Let us go then you and I

Leaving our neckties

behind on lampposts

Take up the full beard

Of walking anarchy

Looking like Walt

Whitman

A homemade bomb in the

pocket.

"This is not a sycophantic position," Ferlinghetti asserted. "In line with Plato's concept of the poet as the gadfly of the state, I use it as a bully-pulpit, to be the seldom-heard voice of the people."

But some people aren't happy with his position, particularly since Mayor Brown has disappointed the radical left with his recent programmes to sweep the homeless off the streets. "The same power that makes him The City's poet is used against the homeless and in the creation of suffering," said fellow radical Peter Marin in a local paper.

This is an argument that Ferlinghetti rejects forcefully, but it appears to touch a nerve none the less. For years, he refused federal grants for himself or his bookshop on the grounds that the US government was a corrupt, war-mongering institution. "San Francisco hasn't bombed any Third World countries back to the Middle Ages. It hasn't killed thousands of people overseas in illegal wars," he counters. But perhaps the deeper truth is that he is tired of gesture politics and would prefer to relish his moment in the sun.

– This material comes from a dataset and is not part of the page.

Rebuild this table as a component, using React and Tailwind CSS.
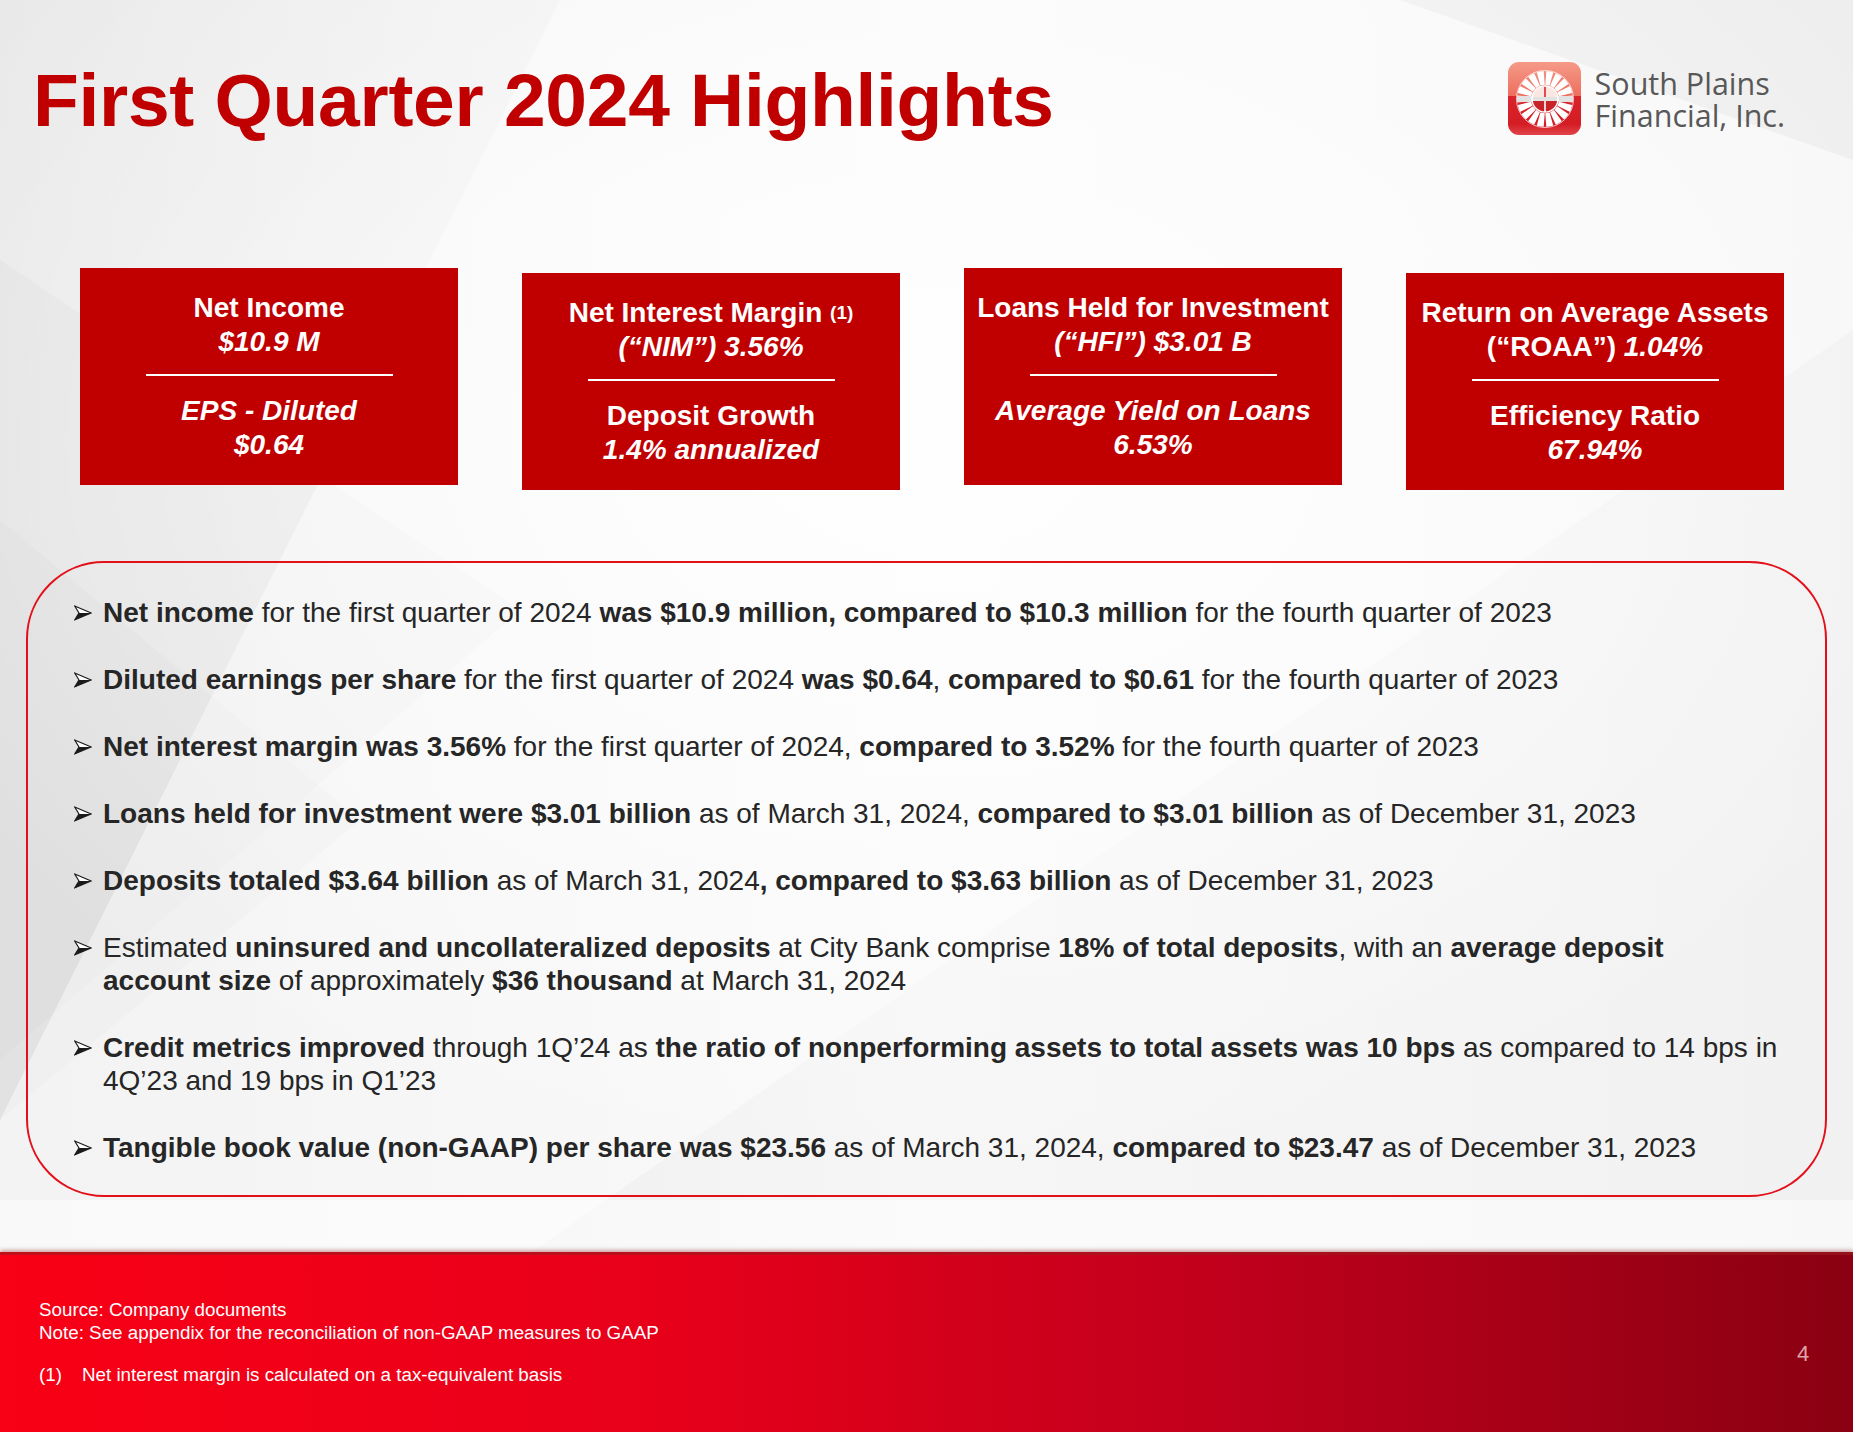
import React from "react";

const Logo = () => {
  const blades = Array.from({ length: 18 }, (_, i) => i * 20 + 10);
  return (
    <svg width="75" height="75" viewBox="0 0 75 75">
      <defs>
        <linearGradient id="lg" x1="0" y1="0" x2="0" y2="1">
          <stop offset="0" stopColor="#f59a88" />
          <stop offset="0.46" stopColor="#ee6f5f" />
          <stop offset="0.47" stopColor="#d9242b" />
          <stop offset="0.85" stopColor="#d41c24" />
          <stop offset="1" stopColor="#e0454a" />
        </linearGradient>
        <clipPath id="wc">
          <circle cx="38" cy="38" r="28" />
        </clipPath>
      </defs>
      <rect x="1" y="1" width="73" height="73" rx="11" fill="url(#lg)" />
      <circle cx="38" cy="38" r="28.5" fill="none" stroke="#ffffff" strokeWidth="1" opacity="0.7" />
      <g clipPath="url(#wc)">
        {blades.map((a) => (
          <g key={a} transform={`rotate(${a} 38 38)`}>
            <polygon points="35.8,24 40.2,24 41.6,9.5 34.4,9.5" fill="#ffffff" />
          </g>
        ))}
        <rect x="9" y="35" width="58" height="6" fill="#e2e2e2" />
      </g>
      <path d="M25 38 A13 13 0 0 1 51 38 Z" fill="#fbe6e1" />
      <path d="M25 38 A13 13 0 0 0 51 38 Z" fill="#c9232a" />
      <rect x="25" y="36" width="26" height="4" fill="#e2e2e2" />
      <line x1="38" y1="25" x2="38" y2="36" stroke="#d9242b" strokeWidth="1.6" />
      <line x1="38" y1="40" x2="38" y2="51" stroke="#ffffff" strokeWidth="1.6" />
      <circle cx="38" cy="38" r="13" fill="none" stroke="#ffffff" strokeWidth="1.4" />
    </svg>
  );
};

const Arrow = () => (
  <svg width="18" height="16" viewBox="0 0 20 17" className="mt-[9px]">
    <polygon points="0.8,0.8 19,8.5 0.8,16.2 5.5,8.5" fill="#ffffff" stroke="#1a1a1a" strokeWidth="1.3" strokeLinejoin="miter" />
    <polygon points="5.5,8.5 19,8.5 0.8,16.2" fill="#1a1a1a" />
  </svg>
);

const Box = ({ top, bottom, offset }) => (
  <div
    className={`flex h-[217px] w-[378px] flex-col items-center justify-center bg-[#c00000] text-center text-[28px] font-bold leading-[34px] text-white ${
      offset ? "mt-[5px]" : ""
    }`}
  >
    <div>{top}</div>
    <div className="mb-[18px] mt-[15px] h-[2px] w-[247px] bg-white" />
    <div>{bottom}</div>
  </div>
);

const B = ({ children }) => <span className="font-bold">{children}</span>;

const Bullet = ({ children }) => (
  <div className="flex">
    <div className="h-[33px] w-[30px] shrink-0 pl-[1px]">
      <Arrow />
    </div>
    <div className="whitespace-nowrap">{children}</div>
  </div>
);

export default function App() {
  return (
    <div className="relative flex h-[1432px] w-[1853px] flex-col overflow-hidden bg-[#efefef] font-['Liberation_Sans',Arial,sans-serif]">
      <svg
        className="absolute left-0 top-0"
        width="1853"
        height="1260"
        viewBox="0 0 1853 1260"
      >
        <defs>
          <linearGradient id="bg1" x1="0" y1="0" x2="1" y2="0">
            <stop offset="0" stopColor="#e9e9e9" />
            <stop offset="0.5" stopColor="#f6f6f6" />
            <stop offset="1" stopColor="#f1f1f1" />
          </linearGradient>
          <radialGradient id="glow" cx="0.5" cy="0.35" r="0.6">
            <stop offset="0" stopColor="#ffffff" stopOpacity="0.9" />
            <stop offset="1" stopColor="#ffffff" stopOpacity="0" />
          </radialGradient>
        </defs>
        <rect width="1853" height="1260" fill="url(#bg1)" />
        <polygon points="0,260 520,610 0,1060" fill="#dedede" opacity="0.55" />
        <polygon points="0,520 360,820 0,1120" fill="#d8d8d8" opacity="0.35" />
        <polygon points="560,0 1853,0 1853,330 520,1260 0,1260 0,1120" fill="#ffffff" opacity="0.45" />
        <polygon points="1400,0 1853,0 1853,160" fill="#e8e8e8" opacity="0.6" />
        <rect width="1853" height="1260" fill="url(#glow)" />
        <rect y="1200" width="1853" height="60" fill="#ffffff" opacity="0.5" />
      </svg>

      <div className="relative flex items-start justify-between pl-[33px] pr-[68px] pt-[62px]">
        <h1 className="text-[75px] font-bold leading-[76px] tracking-[-0.3px] text-[#c00000]">
          First Quarter 2024 Highlights
        </h1>
        <div className="mt-[-1px] flex items-center gap-[13px]">
          <Logo />
          <div className="font-['Open_Sans',sans-serif] text-[30.5px] leading-[32px] text-[#585858]">
            <div>South Plains</div>
            <div>Financial, Inc.</div>
          </div>
        </div>
      </div>

      <div className="relative mt-[130px] flex items-start gap-[64px] pl-[80px]">
        <Box
          top={
            <>
              <div>Net Income</div>
              <div className="italic">$10.9 M</div>
            </>
          }
          bottom={
            <>
              <div className="italic">EPS - Diluted</div>
              <div className="italic">$0.64</div>
            </>
          }
        />
        <Box
          offset
          top={
            <>
              <div>
                Net Interest Margin{" "}
                <sup className="relative top-[-3px] text-[19px]">(1)</sup>
              </div>
              <div className="italic">(“NIM”) 3.56%</div>
            </>
          }
          bottom={
            <>
              <div>Deposit Growth</div>
              <div className="italic">1.4% annualized</div>
            </>
          }
        />
        <Box
          top={
            <>
              <div>Loans Held for Investment</div>
              <div className="italic">(“HFI”) $3.01 B</div>
            </>
          }
          bottom={
            <>
              <div className="italic">Average Yield on Loans</div>
              <div className="italic">6.53%</div>
            </>
          }
        />
        <Box
          offset
          top={
            <>
              <div>Return on Average Assets</div>
              <div>
                (“ROAA”) <span className="italic">1.04%</span>
              </div>
            </>
          }
          bottom={
            <>
              <div>Efficiency Ratio</div>
              <div className="italic">67.94%</div>
            </>
          }
        />
      </div>

      <div className="relative ml-[26px] mt-[71px] flex h-[636px] w-[1801px] flex-col gap-[34px] rounded-[78px] border-2 border-[#e3101a] pl-[45px] pt-[33px] text-[28px] leading-[33px] text-[#262626]">
        <Bullet>
          <B>Net income</B> for the first quarter of 2024{" "}
          <B>was $10.9 million, compared to $10.3 million</B> for the fourth
          quarter of 2023
        </Bullet>
        <Bullet>
          <B>Diluted earnings per share</B> for the first quarter of 2024{" "}
          <B>was $0.64</B>, <B>compared to $0.61</B> for the fourth quarter of
          2023
        </Bullet>
        <Bullet>
          <B>Net interest margin was 3.56%</B> for the first quarter of 2024,{" "}
          <B>compared to 3.52%</B> for the fourth quarter of 2023
        </Bullet>
        <Bullet>
          <B>Loans held for investment were $3.01 billion</B> as of March 31,
          2024, <B>compared to $3.01 billion</B> as of December 31, 2023
        </Bullet>
        <Bullet>
          <B>Deposits totaled $3.64 billion</B> as of March 31, 2024
          <B>, compared to $3.63 billion</B> as of December 31, 2023
        </Bullet>
        <Bullet>
          Estimated <B>uninsured and uncollateralized deposits</B> at City Bank
          comprise <B>18% of total deposits</B>, with an{" "}
          <B>average deposit</B>
          <br />
          <B>account size</B> of approximately <B>$36 thousand</B> at March 31,
          2024
        </Bullet>
        <Bullet>
          <B>Credit metrics improved</B> through 1Q’24 as{" "}
          <B>
            the ratio of nonperforming assets to total assets was 10 bps
          </B>{" "}
          as compared to 14 bps in
          <br />
          4Q’23 and 19 bps in Q1’23
        </Bullet>
        <Bullet>
          <B>Tangible book value (non-GAAP) per share was $23.56</B> as of
          March 31, 2024, <B>compared to $23.47</B> as of December 31, 2023
        </Bullet>
      </div>

      <div className="absolute bottom-0 left-0 h-[180px] w-[1853px] bg-[linear-gradient(90deg,#f80016_0%,#e8001a_35%,#c2001c_65%,#8a0012_100%)] shadow-[0_-2px_4px_rgba(120,0,0,0.35)]">
        <div className="absolute left-0 top-0 h-[3px] w-full bg-[#9b1a1f] opacity-60" />
        <div className="pl-[39px] pt-[46px] text-[18.8px] leading-[23px] text-white">
          <div>Source: Company documents</div>
          <div>Note: See appendix for the reconciliation of non-GAAP measures to GAAP</div>
          <div className="mt-[19px] flex">
            <span className="w-[43px]">(1)</span>
            <span>Net interest margin is calculated on a tax-equivalent basis</span>
          </div>
        </div>
        <div className="absolute left-[1797px] top-[88px] text-[22px] leading-[28px] text-[#e0a3aa]">
          4
        </div>
      </div>
    </div>
  );
}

In other respects, Ferlinghetti hasn't changed since the glory days of the Beat Generation. He still walks around North Beach in tatty sweaters and painter's overalls, and he is still determined to remain relevant. "How to get out of the poetry ghetto?" he wrote recently. "Write poems that say something supremely original and supremely important, which everyone aches to hear, poetry that cries out to be heard, poetry that's news."

So his advice to the next British Poet Laureate is simple. "Do the same as me and turn the position into a pulpit," he says. "What are they going to do, fire you? Just act real nice until inauguration, and then blast them with a great poem about the British in Northern Ireland."

And if that disqualifies you from a burial spot in Westminster Abbey, well, for the great San Francisco rebel, it's a price worth paying.